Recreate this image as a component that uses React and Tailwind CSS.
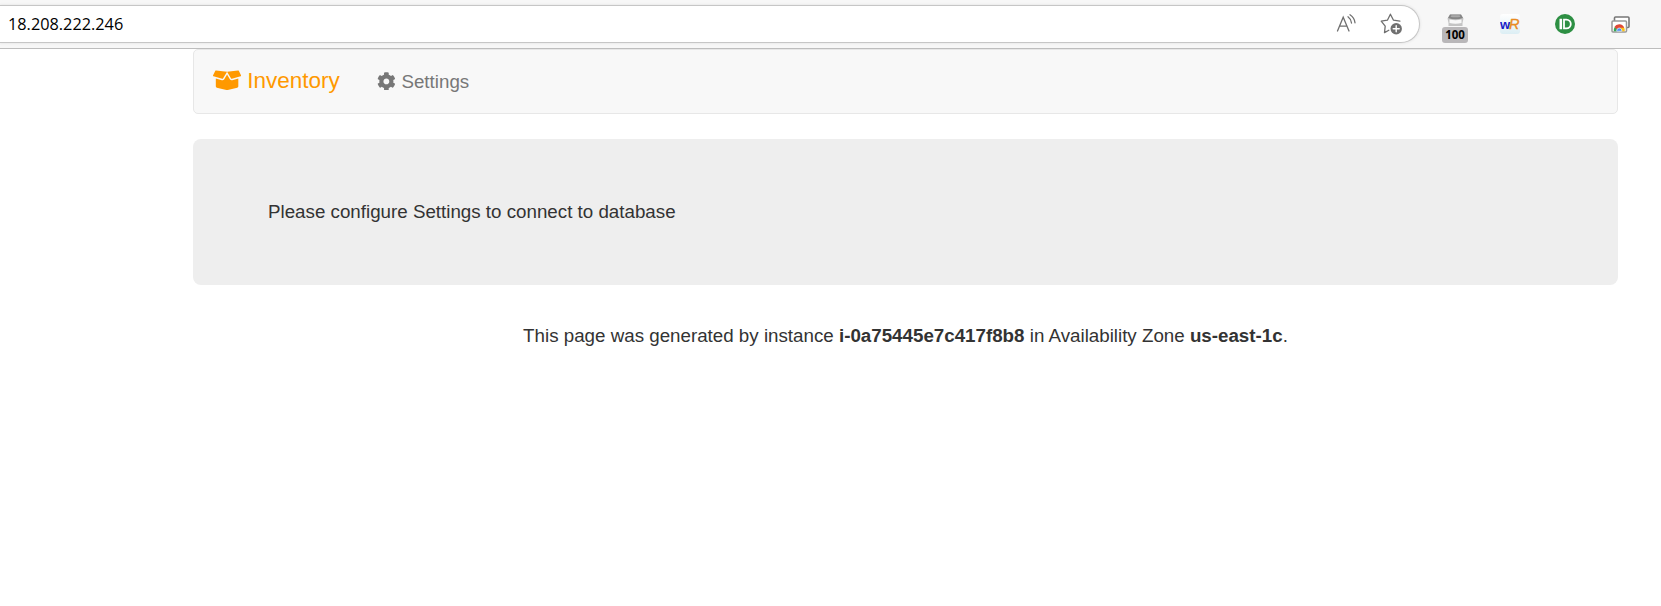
import { FaBoxOpen, FaCog } from "react-icons/fa";

function ReadAloud() {
  return (
    <svg className="h-5 w-5" viewBox="0 0 20 20" fill="none" stroke="#6f6f6f" strokeWidth="1.3" strokeLinecap="round">
      <path d="M1.5 17 7.200 3.200 13 17M3.500 12.200h7.600M12 2.800q3 2.200 3.500 6.200M14 .8q4.500 3 5 8" />
    </svg>
  );
}

function FavoriteStar() {
  return (
    <svg className="h-[22px] w-[22px]" viewBox="0 0 22 22" fill="none" strokeLinecap="round" strokeLinejoin="round">
      <path d="M8.8 17.2 4.5 19.6 5.2 13.1 1.2 8.2 7.4 7.2 10.4 1.2 13.5 7.2 19.9 8.2" stroke="#6f6f6f" strokeWidth="1.3" />
      <circle cx="16.2" cy="15.8" r="5.7" fill="#707070" />
      <path d="M16.2 12.8v6M13.2 15.8h6" stroke="#fff" strokeWidth="1.4" />
    </svg>
  );
}

function ZoomBadge() {
  return (
    <div className="flex w-[26px] flex-col items-center">
      <svg className="h-3 w-[17px]" viewBox="0 0 17 12">
        <path d="M3 .5h11l2.500 4-1 4.500v3h-14V9L.5 4.500z" fill="#c4c4c4" />
        <path d="M3 .5h11l2 3.500q-7.500 2.500-15 0z" fill="#858585" />
        <path d="M4.500 1.300h8l1 1.500q-5 1-10 0z" fill="#aaa" />
        <path d="M2.500 5.500q6 1.500 12 0v3.500q-6 1.500-12 0z" fill="#f8f8f8" />
      </svg>
      <span className="mt-px flex h-4 w-[26px] items-center justify-center rounded-[3px] bg-[#b9b7b9] font-['Open_Sans',sans-serif] text-[11.5px] font-bold leading-none text-black">100</span>
    </div>
  );
}

function WordReference() {
  return (
    <svg className="h-5 w-5" viewBox="0 0 20 20">
      <defs>
        <linearGradient id="tile" x2="0" y2="1">
          <stop stopColor="#fff" />
          <stop offset="1" stopColor="#dceef4" />
        </linearGradient>
      </defs>
      <rect width="20" height="20" rx="3" fill="url(#tile)" />
      <text x="0" y="15" fontFamily="Liberation Sans, sans-serif" fontWeight="bold" fontSize="13" fill="#1720c7">w</text>
      <text x="9" y="15" fontFamily="Liberation Sans, sans-serif" fontStyle="italic" fontSize="14.5" fill="#e98b23" stroke="#e98b23" strokeWidth=".4">R</text>
    </svg>
  );
}

function Pushbullet() {
  return (
    <svg className="h-5 w-5" viewBox="0 0 20 20">
      <circle cx="10" cy="10" r="10" fill="#2d8f43" />
      <rect x="4.500" y="4.700" width="2.600" height="10.600" rx=".4" fill="#fff" />
      <path d="M9 5.600h2.400a4.400 4.400 0 0 1 0 8.800H9z" fill="none" stroke="#fff" strokeWidth="1.800" />
    </svg>
  );
}

function RemoteDesktop() {
  return (
    <svg className="h-[17px] w-[19px]" viewBox="0 0 19 17">
      <rect x="3.500" y="1" width="14.500" height="10.500" rx="1" fill="#fff" stroke="#777" strokeWidth="1.600" />
      <rect x="1" y="5" width="14.500" height="11" rx="1" fill="#fff" stroke="#999" strokeWidth="1.500" />
      <path d="M2.800 15.200a5.500 5.500 0 0 1 1.200-4.500l4 4.500z" fill="#36a853" />
      <path d="M13.700 15.200a5.500 5.500 0 0 0-.9-4.200H8v4.200z" fill="#fbc116" />
      <path d="M3.400 11a5.400 5.400 0 0 1 9.800.7H8.300l-2.500 1.600z" fill="#df4936" />
      <path d="M5.700 15.200a2.600 2.600 0 1 1 5.100 0z" fill="#4e8df5" stroke="#fff" strokeWidth=".6" />
    </svg>
  );
}

export default function App() {
  return (
    <div className="h-[606px] w-[1661px] overflow-hidden bg-white font-['Liberation_Sans',Arial,sans-serif] text-[18.75px] leading-[27px] text-[#333]">
      <header className="flex h-[49px] items-start border-b border-[#bdbdbd] bg-[#f7f7f7] pt-[5px]">
        <div className="flex h-[38px] w-[1420px] items-center rounded-r-full border border-l-0 border-[#c6c6c6] bg-white pl-2 pr-[17px] shadow-[0_0_3px_#ddd]">
          <span className="mt-px font-['Open_Sans',sans-serif] text-[16.3px] text-black">18.208.222.246</span>
          <div className="ml-auto flex items-center gap-6">
            <ReadAloud />
            <FavoriteStar />
          </div>
        </div>
        <div className="ml-[22px] flex h-[38px] items-start">
          <div className="mt-[9px]"><ZoomBadge /></div>
          <div className="ml-8 mt-[9px]"><WordReference /></div>
          <div className="ml-[35px] mt-[9px]"><Pushbullet /></div>
          <div className="ml-9 mt-[11px]"><RemoteDesktop /></div>
        </div>
      </header>
      <main className="ml-[193px] w-[1425px]">
        <nav className="flex h-[65px] items-center rounded-[5px] border border-[#e7e7e7] bg-[#f8f8f8] pl-[19px]">
          <a className="flex items-center gap-[6px] text-[22.5px] text-[#ff9900]">
            <FaBoxOpen className="-mt-[3px] h-[22.5px] w-[28.125px]" />
            <span className="-mt-0.5">Inventory</span>
          </a>
          <a className="ml-[37px] flex items-center gap-[6px] text-[#777]">
            <FaCog className="-mt-px h-[18.75px] w-[18.75px]" />
            <span className="-mt-px">Settings</span>
          </a>
        </nav>
        <section className="mt-[25px] flex h-[146px] items-center rounded-[8px] bg-[#eee] pl-[75px]">
          <p className="-mt-0.5">Please configure Settings to connect to database</p>
        </section>
        <p className="mt-[37px] text-center">
          This page was generated by instance <b>i-0a75445e7c417f8b8</b> in Availability Zone <b>us-east-1c</b>.
        </p>
      </main>
    </div>
  );
}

Problem description: All the material shown above is to be copied exactly, with no pictures carried over.

Worked answer:
Recreate this image as a component that uses React and Tailwind CSS.
import { FaBoxOpen, FaCog } from "react-icons/fa";

function ReadAloud() {
  return (
    <svg className="h-5 w-5" viewBox="0 0 20 20" fill="none" stroke="#6f6f6f" strokeWidth="1.3" strokeLinecap="round">
      <path d="M1.5 17 7.200 3.200 13 17M3.500 12.200h7.600M12 2.800q3 2.200 3.500 6.200M14 .8q4.500 3 5 8" />
    </svg>
  );
}

function FavoriteStar() {
  return (
    <svg className="h-[22px] w-[22px]" viewBox="0 0 22 22" fill="none" strokeLinecap="round" strokeLinejoin="round">
      <path d="M8.8 17.2 4.5 19.6 5.2 13.1 1.2 8.2 7.4 7.2 10.4 1.2 13.5 7.2 19.9 8.2" stroke="#6f6f6f" strokeWidth="1.3" />
      <circle cx="16.2" cy="15.8" r="5.7" fill="#707070" />
      <path d="M16.2 12.8v6M13.2 15.8h6" stroke="#fff" strokeWidth="1.4" />
    </svg>
  );
}

function ZoomBadge() {
  return (
    <div className="flex w-[26px] flex-col items-center">
      <svg className="h-3 w-[17px]" viewBox="0 0 17 12">
        <path d="M3 .5h11l2.500 4-1 4.500v3h-14V9L.5 4.500z" fill="#c4c4c4" />
        <path d="M3 .5h11l2 3.500q-7.500 2.500-15 0z" fill="#858585" />
        <path d="M4.500 1.300h8l1 1.500q-5 1-10 0z" fill="#aaa" />
        <path d="M2.500 5.500q6 1.500 12 0v3.500q-6 1.500-12 0z" fill="#f8f8f8" />
      </svg>
      <span className="mt-px flex h-4 w-[26px] items-center justify-center rounded-[3px] bg-[#b9b7b9] font-['Open_Sans',sans-serif] text-[11.5px] font-bold leading-none text-black">100</span>
    </div>
  );
}

function WordReference() {
  return (
    <svg className="h-5 w-5" viewBox="0 0 20 20">
      <defs>
        <linearGradient id="tile" x2="0" y2="1">
          <stop stopColor="#fff" />
          <stop offset="1" stopColor="#dceef4" />
        </linearGradient>
      </defs>
      <rect width="20" height="20" rx="3" fill="url(#tile)" />
      <text x="0" y="15" fontFamily="Liberation Sans, sans-serif" fontWeight="bold" fontSize="13" fill="#1720c7">w</text>
      <text x="9" y="15" fontFamily="Liberation Sans, sans-serif" fontStyle="italic" fontSize="14.5" fill="#e98b23" stroke="#e98b23" strokeWidth=".4">R</text>
    </svg>
  );
}

function Pushbullet() {
  return (
    <svg className="h-5 w-5" viewBox="0 0 20 20">
      <circle cx="10" cy="10" r="10" fill="#2d8f43" />
      <rect x="4.500" y="4.700" width="2.600" height="10.600" rx=".4" fill="#fff" />
      <path d="M9 5.600h2.400a4.400 4.400 0 0 1 0 8.800H9z" fill="none" stroke="#fff" strokeWidth="1.800" />
    </svg>
  );
}

function RemoteDesktop() {
  return (
    <svg className="h-[17px] w-[19px]" viewBox="0 0 19 17">
      <rect x="3.500" y="1" width="14.500" height="10.500" rx="1" fill="#fff" stroke="#777" strokeWidth="1.600" />
      <rect x="1" y="5" width="14.500" height="11" rx="1" fill="#fff" stroke="#999" strokeWidth="1.500" />
      <path d="M2.800 15.200a5.500 5.500 0 0 1 1.200-4.500l4 4.500z" fill="#36a853" />
      <path d="M13.700 15.200a5.500 5.500 0 0 0-.9-4.200H8v4.200z" fill="#fbc116" />
      <path d="M3.400 11a5.400 5.400 0 0 1 9.800.7H8.300l-2.500 1.600z" fill="#df4936" />
      <path d="M5.700 15.200a2.600 2.600 0 1 1 5.100 0z" fill="#4e8df5" stroke="#fff" strokeWidth=".6" />
    </svg>
  );
}

export default function App() {
  return (
    <div className="h-[606px] w-[1661px] overflow-hidden bg-white font-['Liberation_Sans',Arial,sans-serif] text-[18.75px] leading-[27px] text-[#333]">
      <header className="flex h-[49px] items-start border-b border-[#bdbdbd] bg-[#f7f7f7] pt-[5px]">
        <div className="flex h-[38px] w-[1420px] items-center rounded-r-full border border-l-0 border-[#c6c6c6] bg-white pl-2 pr-[17px] shadow-[0_0_3px_#ddd]">
          <span className="mt-px font-['Open_Sans',sans-serif] text-[16.3px] text-black">18.208.222.246</span>
          <div className="ml-auto flex items-center gap-6">
            <ReadAloud />
            <FavoriteStar />
          </div>
        </div>
        <div className="ml-[22px] flex h-[38px] items-start">
          <div className="mt-[9px]"><ZoomBadge /></div>
          <div className="ml-8 mt-[9px]"><WordReference /></div>
          <div className="ml-[35px] mt-[9px]"><Pushbullet /></div>
          <div className="ml-9 mt-[11px]"><RemoteDesktop /></div>
        </div>
      </header>
      <main className="ml-[193px] w-[1425px]">
        <nav className="flex h-[65px] items-center rounded-[5px] border border-[#e7e7e7] bg-[#f8f8f8] pl-[19px]">
          <a className="flex items-center gap-[6px] text-[22.5px] text-[#ff9900]">
            <FaBoxOpen className="-mt-[3px] h-[22.5px] w-[28.125px]" />
            <span className="-mt-0.5">Inventory</span>
          </a>
          <a className="ml-[37px] flex items-center gap-[6px] text-[#777]">
            <FaCog className="-mt-px h-[18.75px] w-[18.75px]" />
            <span className="-mt-px">Settings</span>
          </a>
        </nav>
        <section className="mt-[25px] flex h-[146px] items-center rounded-[8px] bg-[#eee] pl-[75px]">
          <p className="-mt-0.5">Please configure Settings to connect to database</p>
        </section>
        <p className="mt-[37px] text-center">
          This page was generated by instance <b>i-0a75445e7c417f8b8</b> in Availability Zone <b>us-east-1c</b>.
        </p>
      </main>
    </div>
  );
}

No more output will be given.